History

United Kingdom
- Name: Potton
- Namesake: Potton, or possibly Potton Island
- Owner: 1814:John Barkworth; 1825:Thomas Barkworth;
- Builder: Barkworth & Hawkes, Hessle, Hull
- Launched: 6 December 1814
- Fate: Foundered 1829

General characteristics
- Tons burthen: 39161⁄94, or 396 (bm)
- Length: 111 ft 0 in (33.8 m)
- Beam: 28 ft 10 in (8.8 m)
- Propulsion: Sail
- Armament: 10 × 6-pounder guns

= Potton (1814 ship) =

Potton was launched in 1814 and shortly thereafter made one of two voyages under charter to the British East India Company (EIC). Between voyages for the EIC and after she was a general trader until she foundered in 1829.

==Career==
Potton enters the Register of Shipping in 1815 with Fairburn, master, changing to Welbank. Her trade was Hull—London, changing to Hull—Bengal.

EIC voyage #1 (1815–1816):
Captain Thomas Wellbank sailed from the Downs on 22 May 1815, bound for Bengal. Potton left Calcutta on 8 May 1816 and on 25 May was at Saugor. She reached the Cape of Good Hope on 11 August and St Helena on 8 September. She arrived at the Downs on 17 November.

In 1817 Welbank sailed Potton to India under a license from the EIC. The information in the tables below is from the Register of Shipping.

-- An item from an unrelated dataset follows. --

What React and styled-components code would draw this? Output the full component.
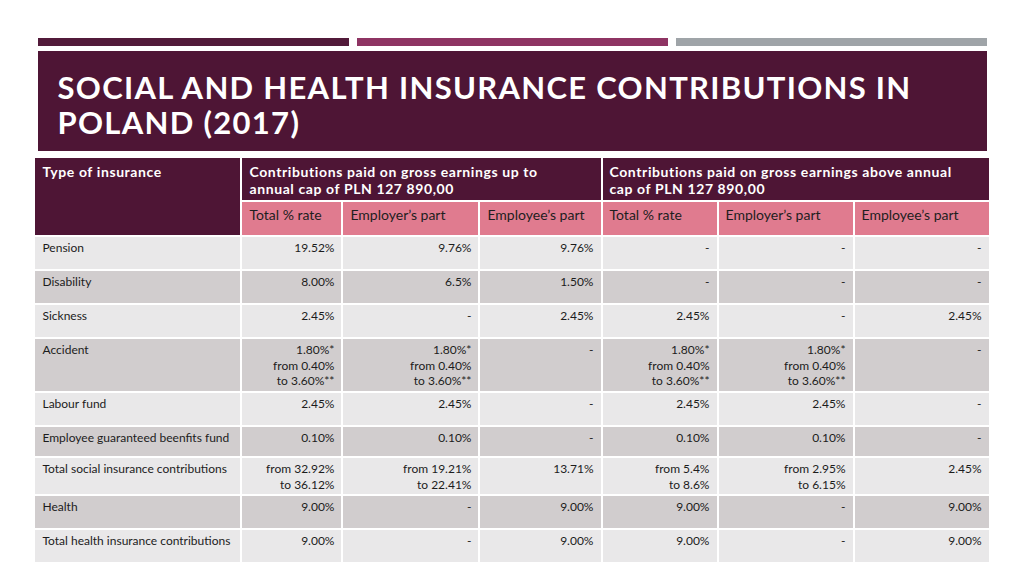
import React from 'react'
import styled, { createGlobalStyle } from 'styled-components'

const GlobalStyle = createGlobalStyle`
	html, body {
		margin: 0;
		padding: 0;
		background: #ffffff;
	}
	body {
		font-family: Lato, "Open Sans", sans-serif;
		color: #1c1c1c;
	}
`

const Slide = styled.div`
	width: 1024px;
	height: 576px;
	overflow: hidden;
	display: flex;
	flex-direction: column;
	align-items: center;
	padding-top: 38px;
	box-sizing: border-box;
`

const Bars = styled.div`
	width: 949px;
	height: 8px;
	display: grid;
	grid-template-columns: repeat(3, 1fr);
	gap: 8px;
`

const Bar = styled.div`
	background: ${p => p.color};
`

const TitleBox = styled.div`
	width: 949px;
	height: 100px;
	margin-top: 5px;
	box-sizing: border-box;
	padding: 19px 20px 0;
	background: #4e1535;
	color: #ffffff;
	font-weight: 700;
	font-size: 31px;
	line-height: 35px;
	letter-spacing: 1.3px;
`

const Table = styled.table`
	margin-top: 5px;
	width: 956px;
	border-collapse: collapse;
	table-layout: fixed;
	font-size: 12px;
	line-height: 15.5px;

	td, th {
		border: 2px solid #ffffff;
		vertical-align: top;
		padding: 0;
	}
`

const HeadCell = styled.th`
	background: #4e1535;
	color: #ffffff;
	font-weight: 700;
	font-size: 14px;
	line-height: 17px;
	letter-spacing: 0.6px;
	text-align: left;
	padding: 5px 7px 0 !important;
	height: 37px;
`

const SubCell = styled.th`
	background: #e07b8f;
	color: #1e1e1e;
	font-weight: 400;
	font-size: 14px;
	text-align: left;
	padding: 5px 7px 0 !important;
	height: 28px;
`

const Row = styled.tr`
	height: ${p => p.h}px;
	background: ${p => (p.dark ? '#d1cdce' : '#e9e8e9')};
`

const NameCell = styled.td`
	padding: 3px 7px 0 !important;
	text-align: left;
`

const ValueCell = styled.td`
	padding: 3px 7px 0 !important;
	text-align: right;
`

const ACC = ['1.80%*', 'from 0.40%', 'to 3.60%**']

const rows = [
	{ name: 'Pension', h: 34, vals: ['19.52%', '9.76%', '9.76%', '-', '-', '-'] },
	{ name: 'Disability', h: 34, vals: ['8.00%', '6.5%', '1.50%', '-', '-', '-'] },
	{ name: 'Sickness', h: 34, vals: ['2.45%', '-', '2.45%', '2.45%', '-', '2.45%'] },
	{ name: 'Accident', h: 54, vals: [ACC, ACC, '-', ACC, ACC, '-'] },
	{ name: 'Labour fund', h: 34, vals: ['2.45%', '2.45%', '-', '2.45%', '2.45%', '-'] },
	{ name: 'Employee guaranteed beenfits fund', h: 31, vals: ['0.10%', '0.10%', '-', '0.10%', '0.10%', '-'] },
	{
		name: 'Total social insurance contributions',
		h: 38,
		vals: [
			['from 32.92%', 'to 36.12%'],
			['from 19.21%', 'to 22.41%'],
			'13.71%',
			['from 5.4%', 'to 8.6%'],
			['from 2.95%', 'to 6.15%'],
			'2.45%',
		],
	},
	{ name: 'Health', h: 34, vals: ['9.00%', '-', '9.00%', '9.00%', '-', '9.00%'] },
	{ name: 'Total health insurance contributions', h: 34, vals: ['9.00%', '-', '9.00%', '9.00%', '-', '9.00%'] },
]

const widths = [207, 101, 137, 122, 116, 136, 136]
const subHeads = ['Total % rate', 'Employer\u2019s part', 'Employee\u2019s part', 'Total % rate', 'Employer\u2019s part', 'Employee\u2019s part']

function renderValue(v) {
	if (Array.isArray(v)) {
		return v.map((line, i) => <div key={i}>{line}</div>)
	}
	return v
}

export default function App() {
	return (
		<>
			<GlobalStyle />
			<Slide>
				<Bars>
					<Bar color="#521a3a" />
					<Bar color="#8e3463" />
					<Bar color="#9fa4a8" />
				</Bars>
				<TitleBox>
					SOCIAL AND HEALTH INSURANCE CONTRIBUTIONS IN
					<br />
					POLAND (2017)
				</TitleBox>
				<Table>
					<colgroup>
						{widths.map((w, i) => <col key={i} style={{ width: w }} />)}
					</colgroup>
					<thead>
						<tr>
							<HeadCell rowSpan={2}>Type of insurance</HeadCell>
							<HeadCell colSpan={3}>Contributions paid on gross earnings up to<br />annual cap of PLN 127 890,00</HeadCell>
							<HeadCell colSpan={3}>Contributions paid on gross earnings above annual<br />cap of PLN 127 890,00</HeadCell>
						</tr>
						<tr>
							{subHeads.map((s, i) => <SubCell key={i}>{s}</SubCell>)}
						</tr>
					</thead>
					<tbody>
						{rows.map((r, i) => (
							<Row key={r.name} h={r.h} dark={i % 2 === 1}>
								<NameCell>{r.name}</NameCell>
								{r.vals.map((v, j) => <ValueCell key={j}>{renderValue(v)}</ValueCell>)}
							</Row>
						))}
					</tbody>
				</Table>
			</Slide>
		</>
	)
}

| Year | Master | Owner | Trade |
|---|---|---|---|
| 1818 | Welbank Scott | Barkworth | London—India |
| 1819 | Scott | Barkworth | London—India |
| 1820 | Sughrue | Barkworth | London—Jamaica |
| 1821 | Sughrue Richter | Barkworth | London—Jamaica |
| 1822 | Richeter Bacon | Barkworth | London—Jamaica London—Quebec |
| 1823 | Bacon | Barkworth | London—Quebec |

Wellbank had left Potton to sail for the Barricks. He sailed to the East Indies and made one voyage for the EIC in 1820–21. A fire destroyed Regret in September 1822 at Batavia Roads and Wellbank returned to England and again became master of Potton.

EIC voyage #2 (1823–1824): Captain Wellbank sailed from the Downs on 25 May 1823, bound for Bengal. On 21 September she and Atlas, Clifton, master, ran onshore in Hog River Creek, which is a point on the Hooghli River between Kidderpore and Kedgeree. It was feared both would be lost. However, Potton was got off with little damage, though she was still there on 25 September. She had part of the EIC's mint on board.

Potton arrived at Calcutta on 17 October. Homeward bound, she was at Kedgeree on 14 February and Saugor on 27 February. She reached the Cape on 10 May. On 23 May officers and men from came to her assistance after a gale the previous night damaged her anchor and almost drove her onshore. Potton, Neptune, and Lady Campbell sailed for England on 28 May. Potton reached St Helena on 13 June, (Note: The British Library's summary of her records gives her arrival at St Helena as 13 "Jan 1825", but this is clearly a mis-transcription for June.) and arrived at the Downs on 16 August.

| Year | Master | Owner | Trade |
|---|---|---|---|
| 1825 | Wellbank | Barkworth | London—Calcutta |
| 1826 | Wellbank Higton | Barkworth | London—Calcutta London-Sierra Leone |
| 1827 | Higton | Barkworth | London-Sierra Leone |
| 1828 | Higton | Barkworth | London-Sierra Leone |
| 1829 | Higton | Barkworth | London-Sierra Leone |

==Fate==
Potton foundered on 20 March 1829 off the Isle of Flores, Azores, as she was sailing from Sierra Leone to London. Potton had left Sierra Leone on 2 February but heavy gales around the middle of March left her waterlogged and sinking near the Western Islands (Azores). Passengers and crew took to her boats as she foundered and were able to reach land on the 20th. On the 29th Falcon, Littleworth, master, took the survivors and arrived at Dover on 18 June. (Note: Falcon, of 82 tons (bm), Littleworth, master and owner, was a former prize.)